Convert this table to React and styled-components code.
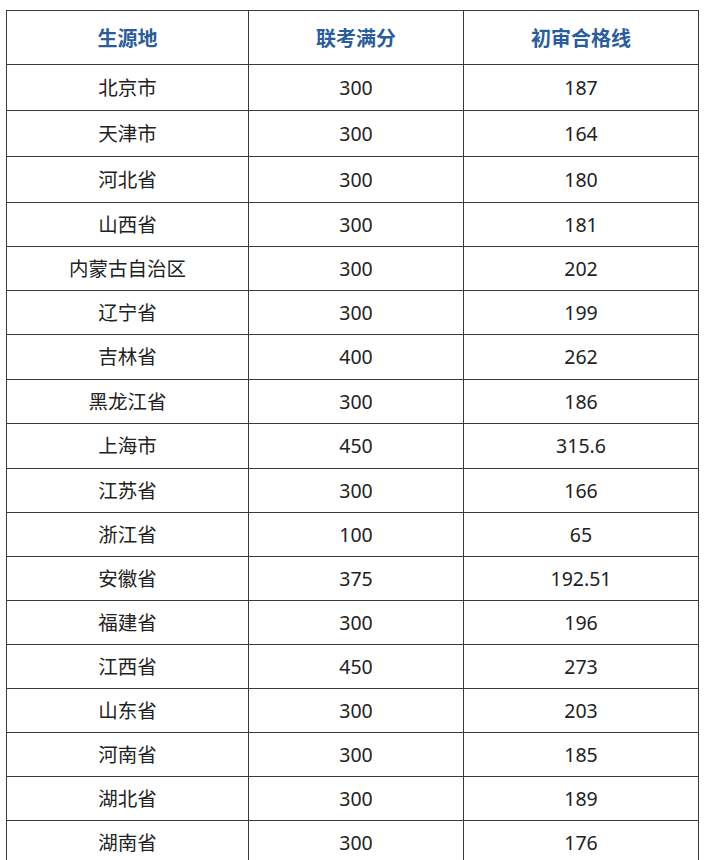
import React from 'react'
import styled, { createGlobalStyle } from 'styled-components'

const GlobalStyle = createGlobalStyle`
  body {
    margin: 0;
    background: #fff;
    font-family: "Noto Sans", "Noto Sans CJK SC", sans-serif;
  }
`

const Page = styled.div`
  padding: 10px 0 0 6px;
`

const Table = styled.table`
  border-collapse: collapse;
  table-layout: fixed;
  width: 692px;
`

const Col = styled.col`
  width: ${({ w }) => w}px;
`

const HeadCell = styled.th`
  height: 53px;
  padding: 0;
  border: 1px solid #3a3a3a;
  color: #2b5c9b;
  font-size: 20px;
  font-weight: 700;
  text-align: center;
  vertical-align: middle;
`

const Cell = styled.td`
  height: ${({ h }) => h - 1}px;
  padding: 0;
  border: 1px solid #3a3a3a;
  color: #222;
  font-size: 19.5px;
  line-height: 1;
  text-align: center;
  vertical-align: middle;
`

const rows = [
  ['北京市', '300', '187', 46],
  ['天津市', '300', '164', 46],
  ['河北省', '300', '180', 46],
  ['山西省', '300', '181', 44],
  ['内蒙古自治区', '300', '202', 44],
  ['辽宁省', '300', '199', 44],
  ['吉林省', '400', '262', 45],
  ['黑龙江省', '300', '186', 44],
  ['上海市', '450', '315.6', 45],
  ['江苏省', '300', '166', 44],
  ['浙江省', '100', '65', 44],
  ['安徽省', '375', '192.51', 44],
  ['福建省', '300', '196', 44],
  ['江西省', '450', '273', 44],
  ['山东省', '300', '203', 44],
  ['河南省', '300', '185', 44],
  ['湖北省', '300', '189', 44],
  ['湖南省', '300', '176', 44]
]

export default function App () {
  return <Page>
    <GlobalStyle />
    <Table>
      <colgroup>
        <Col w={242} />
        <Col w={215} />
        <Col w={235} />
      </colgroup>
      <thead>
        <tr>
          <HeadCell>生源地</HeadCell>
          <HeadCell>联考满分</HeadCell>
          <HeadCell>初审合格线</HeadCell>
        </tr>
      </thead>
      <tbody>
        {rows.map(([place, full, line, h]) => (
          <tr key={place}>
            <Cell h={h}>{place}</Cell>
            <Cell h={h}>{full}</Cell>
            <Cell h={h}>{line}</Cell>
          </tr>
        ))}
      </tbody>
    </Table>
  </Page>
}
________
▶ **PROBLEM TO WORK ON**:
Every line of the data above should be quoted exactly. Omit the pictures.

▶ **EXERCISE SOLUTION**:
Convert this table to React and styled-components code.
import React from 'react'
import styled, { createGlobalStyle } from 'styled-components'

const GlobalStyle = createGlobalStyle`
  body {
    margin: 0;
    background: #fff;
    font-family: "Noto Sans", "Noto Sans CJK SC", sans-serif;
  }
`

const Page = styled.div`
  padding: 10px 0 0 6px;
`

const Table = styled.table`
  border-collapse: collapse;
  table-layout: fixed;
  width: 692px;
`

const Col = styled.col`
  width: ${({ w }) => w}px;
`

const HeadCell = styled.th`
  height: 53px;
  padding: 0;
  border: 1px solid #3a3a3a;
  color: #2b5c9b;
  font-size: 20px;
  font-weight: 700;
  text-align: center;
  vertical-align: middle;
`

const Cell = styled.td`
  height: ${({ h }) => h - 1}px;
  padding: 0;
  border: 1px solid #3a3a3a;
  color: #222;
  font-size: 19.5px;
  line-height: 1;
  text-align: center;
  vertical-align: middle;
`

const rows = [
  ['北京市', '300', '187', 46],
  ['天津市', '300', '164', 46],
  ['河北省', '300', '180', 46],
  ['山西省', '300', '181', 44],
  ['内蒙古自治区', '300', '202', 44],
  ['辽宁省', '300', '199', 44],
  ['吉林省', '400', '262', 45],
  ['黑龙江省', '300', '186', 44],
  ['上海市', '450', '315.6', 45],
  ['江苏省', '300', '166', 44],
  ['浙江省', '100', '65', 44],
  ['安徽省', '375', '192.51', 44],
  ['福建省', '300', '196', 44],
  ['江西省', '450', '273', 44],
  ['山东省', '300', '203', 44],
  ['河南省', '300', '185', 44],
  ['湖北省', '300', '189', 44],
  ['湖南省', '300', '176', 44]
]

export default function App () {
  return <Page>
    <GlobalStyle />
    <Table>
      <colgroup>
        <Col w={242} />
        <Col w={215} />
        <Col w={235} />
      </colgroup>
      <thead>
        <tr>
          <HeadCell>生源地</HeadCell>
          <HeadCell>联考满分</HeadCell>
          <HeadCell>初审合格线</HeadCell>
        </tr>
      </thead>
      <tbody>
        {rows.map(([place, full, line, h]) => (
          <tr key={place}>
            <Cell h={h}>{place}</Cell>
            <Cell h={h}>{full}</Cell>
            <Cell h={h}>{line}</Cell>
          </tr>
        ))}
      </tbody>
    </Table>
  </Page>
}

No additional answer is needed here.